Tuesday, 14 January 2020: 2:00 PM
211 (Boston Convention and Exhibition Center)
Siting hydrocarbon-fueled distributed generation (DG) units, located near population centers and having shorter stacks than central station power plants, requires careful consideration of the impact of the building downwash effect. AERMOD adopted the Plume Rise Model Enhancement (PRIME) and its preprocessor, Building Profile Input Program (BPIP) to account for the downwash effect. Recent studies showed some improvements of BPIP-PRIME using computational fluid dynamics (CFD) and wind tunnel data. However, there are modeling challenges under oblique wind directions, which means the wind direction is not perpendicular to the windward wall of a box-shaped building. In this study, we conducted Embedded Large Eddy Simulations (ELES) of the flow field and the concentration field around a series of box-shaped buildings with a relatively short stack (no more than twice of the building height). The ELES results were evaluated using the USEPA wind tunnel measurement. A training data set was built based on our ELES simulations.

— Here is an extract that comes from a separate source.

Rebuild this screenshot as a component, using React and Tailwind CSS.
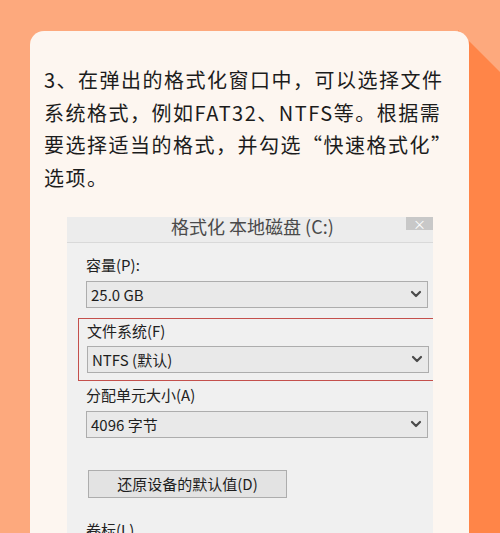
import { useState } from "react";

const cjk = { fontFamily: '"Noto Sans CJK SC", "Noto Sans", sans-serif' };

function Chevron() {
  return (
    <svg width="12" height="8" viewBox="0 0 12 8" className="mr-[5px]">
      <path d="M2 2 L6 6 L10 2" fill="none" stroke="#4a4a4a" strokeWidth="2.2" strokeLinecap="round" strokeLinejoin="round" />
    </svg>
  );
}

function Select({ value }) {
  return (
    <div className="flex items-center justify-between h-[27px] w-[342px] border border-[#adadad] bg-[#e9e9e9] pl-[4px] text-[15px] leading-none text-[#1e1e1e]">
      <span>{value}</span>
      <Chevron />
    </div>
  );
}

function Label({ children, className = "" }) {
  return <div className={`text-[15px] leading-[20px] text-[#222] ${className}`}>{children}</div>;
}

export default function App() {
  const [sizes] = useState(["25.0 GB", "NTFS (默认)", "4096 字节"]);

  return (
    <div className="relative w-[500px] h-[533px] overflow-hidden bg-[#fda97d]" style={cjk}>
      {/* darker diagonal band on the right */}
      <svg className="absolute inset-0" width="500" height="533">
        <polygon points="458,30 500,72 500,533 458,533" fill="#ff8548" />
      </svg>

      {/* CARD */}
      <div className="relative ml-[30px] mt-[31px] w-[439px] h-[560px] rounded-[14px] bg-[#fdf6f0] pt-[33px]">
        <p className="pl-[14px] text-[20px] leading-[32.7px] tracking-[1.5px] text-[#1c1c1c]">
          3、在弹出的格式化窗口中，可以选择文件
          <br />
          系统格式，例如FAT32、NTFS等。根据需
          <br />
          要选择适当的格式，并勾选“快速格式化”
          <br />
          选项。
        </p>

        {/* DIALOG SCREENSHOT */}
        <div className="ml-[37px] mt-[22px] w-[366px] h-[330px] overflow-hidden bg-[#f0f0f0]">
          <div className="relative h-[26px] border-b border-[#d9d9d9] bg-[#ececec]">
            <div className="absolute left-[104px] -top-[2px] text-[18px] leading-[22px] text-[#4a4a4a]">
              格式化 本地磁盘 (C:)
            </div>
            <div className="absolute right-0 top-0 w-[27px] h-[13px] bg-[#c8c8c8] flex items-end justify-center">
              <span className="text-white text-[13px] leading-[13px]">×</span>
            </div>
          </div>

          <div className="pl-[19px]">
            <Label className="mt-[12px]">容量(P):</Label>
            <div className="mt-[6px]">
              <Select value={sizes[0]} />
            </div>

            <div className="mt-[10px] -ml-[8px] w-[356px] border border-[#c4504c] pl-[8px] pt-[2px] pb-[7px]">
              <Label>文件系统(F)</Label>
              <div className="mt-[5px]">
                <Select value={sizes[1]} />
              </div>
            </div>

            <Label className="mt-[4px]">分配单元大小(A)</Label>
            <div className="mt-[6px]">
              <Select value={sizes[2]} />
            </div>

            <div className="mt-[32px] ml-[2px] w-[199px] h-[28px] border border-[#adadad] bg-[#e3e3e3] flex items-center justify-center text-[15px] text-[#1e1e1e]">
              还原设备的默认值(D)
            </div>

            <Label className="mt-[22px]">卷标(L)</Label>
          </div>
        </div>
      </div>
    </div>
  );
}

We proposed a building downwash parameterization method, named the Mixture Model, which is the aggregation of different Gaussian-based distributions. The new method was evaluated by using the USEPA wind tunnel measurement and the field measurement data of the gas tracer study of roof-vent effluent diffusion at the Millstone Nuclear Power Station. Promising performance made this work capable of improving the building downwash parameterization.